Rural PA did get desegregated in the mid 1970s. I remember that well and is actually more comparable to your experience in some respects. The elementary school closest to where I lived (15-20 minutes) - was all white, the one that we got switched to after a de-segregation zoning law was passed, was an hour and a half away. I actually liked the second school better and found the racial diversity wonderful. Finally I had some cool friends, I stopped being teased, and these two wonderful black guys took me under their wing. It lasted six-seven months, before my family moved from rural/suburban PA in the middle of the 5th grade to Kansas City, and to a much wealthier school district. We went from the bottom school district to one of the top in the country (public school wise). And the new school district was 99% white. So was the neighborhood. This was NOT deliberate on my parents part. It just happened. They didn't really research it. And we never fit in or belonged.

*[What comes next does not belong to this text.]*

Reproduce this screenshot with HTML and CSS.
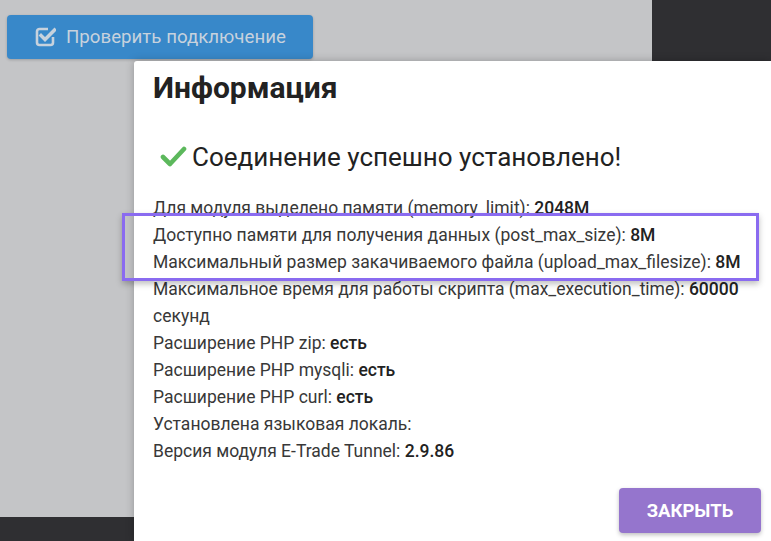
FILE: index.html
```html
<!DOCTYPE html>
<html lang="ru">
<head>
  <meta charset="UTF-8">
  <meta name="viewport" content="width=device-width, initial-scale=1.0">
  <title>Информация</title>
  <link rel="stylesheet" href="styles.css">
</head>
<body>
  <div class="toolbar">
    <button class="btn-check" disabled>
      <svg class="btn-icon" width="22" height="22" viewBox="0 0 22 22">
        <path d="M14 4H5.5A2.5 2.5 0 0 0 3 6.5v11A2.5 2.5 0 0 0 5.5 20h11a2.5 2.5 0 0 0 2.5-2.5V12" fill="none" stroke="currentColor" stroke-width="2.6"/>
        <path d="M7 10.5l4 4L20.5 5" fill="none" stroke="currentColor" stroke-width="3.4" stroke-linecap="square"/>
      </svg>
      Проверить подключение
    </button>
  </div>

  <!-- Modal -->
  <div class="modal">
    <h2 class="modal-title">Информация</h2>

    <div class="success">
      <svg class="success-icon" width="27" height="21" viewBox="0 0 27 21">
        <path d="M3 11l7 7L24 3" fill="none" stroke="#5cb85c" stroke-width="4.6" stroke-linecap="round" stroke-linejoin="round"/>
      </svg>
      <span>Соединение успешно установлено!</span>
    </div>

    <ul class="info-list">
      <li>Для модуля выделено памяти (memory_limit): <b>2048M</b></li>
      <li>Доступно памяти для получения данных (post_max_size): <b>8M</b></li>
      <li>Максимальный размер закачиваемого файла (upload_max_filesize): <b>8M</b></li>
      <li>Максимальное время для работы скрипта (max_execution_time): <b>60000</b> секунд</li>
      <li>Расширение PHP zip: <b>есть</b></li>
      <li>Расширение PHP mysqli: <b>есть</b></li>
      <li>Расширение PHP curl: <b>есть</b></li>
      <li>Установлена языковая локаль:</li>
      <li>Версия модуля E-Trade Tunnel: <b>2.9.86</b></li>
    </ul>

    <div class="modal-footer">
      <button class="btn-close">Закрыть</button>
    </div>
  </div>

  <!-- Highlight annotation -->
  <div class="highlight"></div>
</body>
</html>
```

FILE: styles.css
```css
* {
  margin: 0;
  padding: 0;
  box-sizing: border-box;
}

body {
  width: 771px;
  height: 541px;
  overflow: hidden;
  position: relative;
  font-family: Roboto, "Noto Sans", sans-serif;
  color: #333;
  background:
    linear-gradient(#2f2f32, #2f2f32) right top / 119px 61px no-repeat,
    linear-gradient(#2f2f32, #2f2f32) left bottom / 134px 24px no-repeat,
    #c4c5c7;
}

.toolbar {
  padding: 15px 0 0 7px;
}

.btn-check {
  display: flex;
  align-items: center;
  gap: 10px;
  width: 306px;
  height: 44px;
  padding: 0 0 0 27px;
  border: none;
  border-radius: 4px;
  background: #3888c9;
  color: #c7d2dd;
  font-family: Roboto, sans-serif;
  font-size: 18.7px;
  box-shadow: 0 1px 3px rgba(0, 0, 0, 0.2);
}

.btn-icon {
  margin-top: -2px;
}

.modal {
  position: absolute;
  left: 134px;
  top: 61px;
  right: 0;
  bottom: 0;
  background: #fff;
  padding: 10px 19px 0 19px;
  box-shadow: 0 0 8px rgba(0, 0, 0, 0.25);
  border-top-left-radius: 3px;
}

.modal-title {
  font-size: 30px;
  line-height: 34px;
  font-weight: 700;
  color: #222;
}

.success {
  display: flex;
  align-items: center;
  gap: 5px;
  margin-top: 37px;
  padding-left: 7px;
  font-size: 26px;
  line-height: 30px;
  color: #222;
}

.success-icon {
  margin-top: -2px;
}

.info-list {
  list-style: none;
  margin-top: 23px;
  font-size: 17.5px;
  line-height: 27px;
  color: #383838;
}

.info-list b {
  font-weight: 500;
  color: #222;
}

.modal-footer {
  display: flex;
  justify-content: flex-end;
  margin: 23px -9px 0 0;
}

.btn-close {
  width: 142px;
  height: 45px;
  border: none;
  border-radius: 4px;
  background: #9575cd;
  color: #fff;
  font-family: Roboto, sans-serif;
  font-size: 18.5px;
  font-weight: 700;
  text-transform: uppercase;
  box-shadow: 0 2px 4px rgba(0, 0, 0, 0.25);
}

.highlight {
  position: absolute;
  left: 122px;
  top: 213px;
  width: 637px;
  height: 68px;
  border: 3px solid #8a6bf0;
  box-shadow: 0 3px 6px rgba(0, 0, 0, 0.25);
}
```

In Law School - I saw more of a mix but not by much - still 85% white. And Kansas was an abolutionist state, unlike Missouri which was a slave state. John Brown was Kansas. Kansas has been Republican since the Civil War and never changed. It's a weird state. I had friends who weren't white. But they were clearly in the minority. What I love about NYC is the diversity.

The Deep South...is more diverse. I remember talking to a woman on a plane on the way home from Maine, she was from Alabama, and kept commenting on how white the population of Maine was. The only blacks she saw appeared to be tourists.